An interesting point.With the exception of the van used at Smolensk and Minsk in July 1942, all vans were used against Russians and Belorussians, small numbers of Jewish forced labourers at the Mogilev camp were killed in them, but they played almost no role in the killing of at least 30,000 Jews in the military zone during 1942. All other documented actions involved shootings. The vans were not so easily deployable to off-the-main-road ghettos.
The development of the mobile gas-chamber, using either bottled CO or the vehicle's own exhaust as the killing agent, is usually presented as a stage in the unfolding of a program of extermination of the Jews.
The common explanation given is that they were invented for the purpose of killing Jewish women and children because the German Police units did not like shooting them.
I myself have thought that the reason for their development was not related to any anti-Jewish camoaign, but rather to the extension of the "euthanasia" of the inmates of mental hospitals in Poland and then the Soviet Union. The use of CO, whether bottled or drawn from vehicle exhaust, would have been modeled on the practice of the T-4 program in Germany.
As I see it, it was only after gas vans were used to empty mental hospitals in occupied Soviet territory (with the assistance of the hospital staff in some cases) that they were then diverted to actions against Jews held in various ghettos, the ongoing action at Chelmno being the prime example.
I find it hard to understand why a gas-van would be sent to Auschwitz of all places. That would be a bit like shipping ice to Antarctica. So far as I know, all other accounts of the use of gas-vans are related to locations where there was no stationary killing installation, eg at Semlin in Yugoslavia.
It may be that in September 1944, Police vehicle 71642 previously assigned to EG B passed through Auschwitz on its way west in the context of the general German retreat in the face of the Soviet advance. As of that date the Soviet Army was just outside Warsaw.

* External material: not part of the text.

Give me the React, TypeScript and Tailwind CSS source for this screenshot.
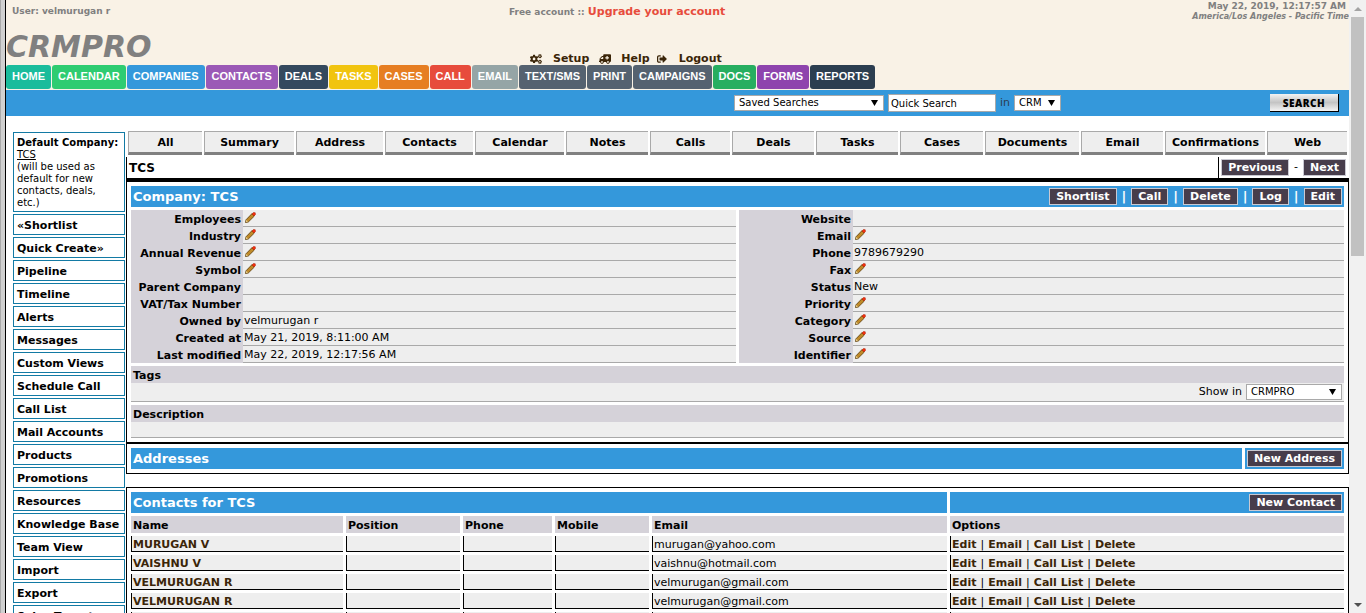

In that regard, the testimony of Goiny-Grabowski at the Hoess Trial is the most reliable, to the extent that he says that a German Police with a number of vehicles came to Auschwitz in the course of its retreat from the advancing Soviet Army, which was approaching Auschwitz. That unit may have had two gas-vans among its vehicles, or that detail may have been invented; the item about the vehicles in question bearing an image showing a human head pinching its nose with one hand sounds particularly far-fetched.
Whatever the case may be, all gas-vans deployed on the Eastern Front must have been withdrawn to the West during or before the general German retreat, since nonewas ever captured by the Soviet Army or by partisans. After their withdrawal, they must have been dismantled since none was ever found in Germany either.
It seems extremely unlikely that the camp staff at Auschwitz or any of the surrounding camps resorted to using the killing capacity of a gas-van when they had a large killing capacity at their disposal on site.